# Mass Conferring vs. Individual/small groups



## SeeKer.mm (Nov 12, 2012)

What are the advantages and or disadvantages of conferring degree en masse vs. individually or in small groups?


----------



## MajaOES (Nov 12, 2012)

Some of the disadvantages I guess depend on the size of the lodge room.  The larger the mass groups receiving a degree the less room you have to do the walking around. In our lodge room for OES, we have done a group of five, the ceremony just takes longer because you are having to ensure everyone is lined up before an officer can say their part.  I am finding that the smaller the group, the more fluidity the ceremony has and the stronger the impact the candidate will have through the degree.  In Amaranth, I had an individual that was also initiated with me, it was nice having another person to walk with through the experience, however, any more than two would have been difficult to manage in the lodge room.  I guess it depends on the purpose of the mass initiation of candidates or not.  I find the more officers have to perform the initiation, the more they feel comfortable saying their parts which eventually leads to the officers knowing their work without their books.  When officers can say parts without their books it makes the ceremony that much more impressive.


----------



## Frater Cliff Porter (Nov 13, 2012)

I think it is criminal to rob of a man of the initiatic experience in an initiatic society.  Mass and group "classes" prove only that some men just don't get it and won't.


----------



## widows son (Nov 13, 2012)

I think it should be individual. Receiving any degree is a special event for the mason, and since masonry is about the personal experience one has, I think it should stay individual.


----------



## Ratchet (Nov 14, 2012)

I prefer conferring degrees individually on the candidates. It takes away from the one on one experience & uniqueness in my opinion. In the Royal Arch Degree you do need 3 candidates, so there can be exceptions.


----------



## rpbrown (Nov 15, 2012)

widows son said:


> I think it should be individual. Receiving any degree is a special event for the mason, and since masonry is about the personal experience one has, I think it should stay individual.

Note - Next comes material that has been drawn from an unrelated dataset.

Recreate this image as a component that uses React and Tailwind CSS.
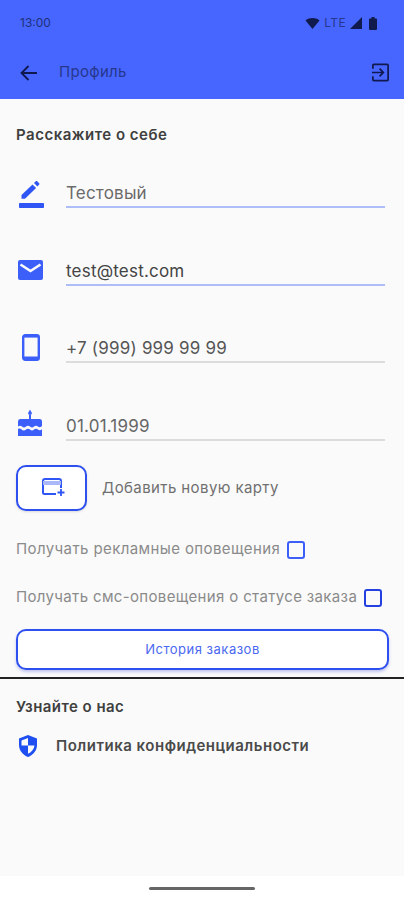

I agree. Each of my degrees were special to me and I feel that the meaning of each would have been "watered down" had they been in mass. 

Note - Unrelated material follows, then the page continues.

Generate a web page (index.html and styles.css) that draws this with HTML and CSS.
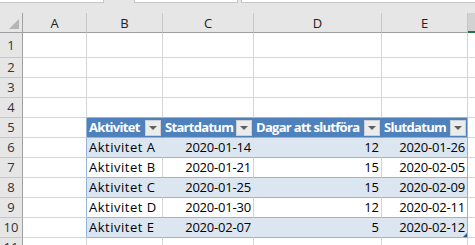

We will sometimes do 2 degrees in 1 day but they are seperate and individual.


----------



## steveforster32 (Nov 16, 2012)

I took my blue lodge degrees with my best friend. Our first section was deprecate then we were both n there together for explanatory it was cool to do that part with him but the first section I was glad were separate


----------



## Bro_Vick (Nov 18, 2012)

Individually as much as possible, but sometimes larger groups are necessary sometimes.  It is fool hardy to believe otherwise, also being initiated with close friends can be just as powerful.

Lodges sometimes have to do 3 or 4 men at one time for timing reasons, I will not begrudge them for that.

S&F,
-Bro Vick


----------



## JJones (Nov 18, 2012)

> Lodges sometimes have to do 3 or 4 men at one time for timing reasons, I will not begrudge them for that.



Do you mean in a single day or at once?  Also, what timing reasons could possibly call for that?


----------



## scialytic (Nov 18, 2012)

I saw that at the PHA Communication there were 83 Brothers Raised. Sounds cumbersome, but I wonder if there is something positive in that. The individual experience is definitely the way I'm going (_*I *_wouldn't have it any other way), but there must be a reason some are planning and executing them that way...at least I assume it has more reason to it than 83 x degree price.


----------



## Bro_Vick (Nov 18, 2012)

JJones said:


> Do you mean in a single day or at once?  Also, what timing reasons could possibly call for that?



3 or 4 men for a single degree, no I was not referring to one-day classes.  Timing reasons are plentiful, mostly because of courtesy work, and getting outside help.  There were three men that went through the Masters Degree at Cotulla Lodge #892 this past August for that exact same reason.

The question was not in reference to one-day classes, which I am not completely opposed to (I know, I am a horrible Mason).

S&F,
-Bro Vick


----------



## scialytic (Nov 18, 2012)

Bro_Vick said:


> 3 or 4 men for a single degree [...] There were three men that went through the Masters Degree at Cotulla Lodge #892 this past August for that exact same reason.
> 
> S&F,
> -Bro Vick



At the same time (concurrently) or consecutively? I thought I read an article in MWGLoT Law specifically forbading conferring a degree with more than one candidate. Dispensation? Or 3 degrees back-to-back with any lecture or other work together, after all were raised?


----------



## Bro_Vick (Nov 18, 2012)

scialytic said:


> At the same time (concurrently) or consecutively? I though I read an article in MWGLoT Law specifically forbading conferring a degree with more than one candidate. Dispensation? Or 3 degrees back-to-back with any lecture or other work together, after all were raised? (I'm still ignorant to the details...which shall be remedied in a few weeks.)



Again, I am sorry for the confusion, my wife keeps talking to me every time I post. 

 Consecutively for the first and second part, lecture is done as a group.

S&F,
-Bro Vick


----------



## scialytic (Nov 18, 2012)

No problem. Yeah it's *Article 431, Degree Conferred on Only One Candidate at a Time.* The lectures can be done as a group. i guess that mass-conferral is only a legitimate option for PHA in Texas...


----------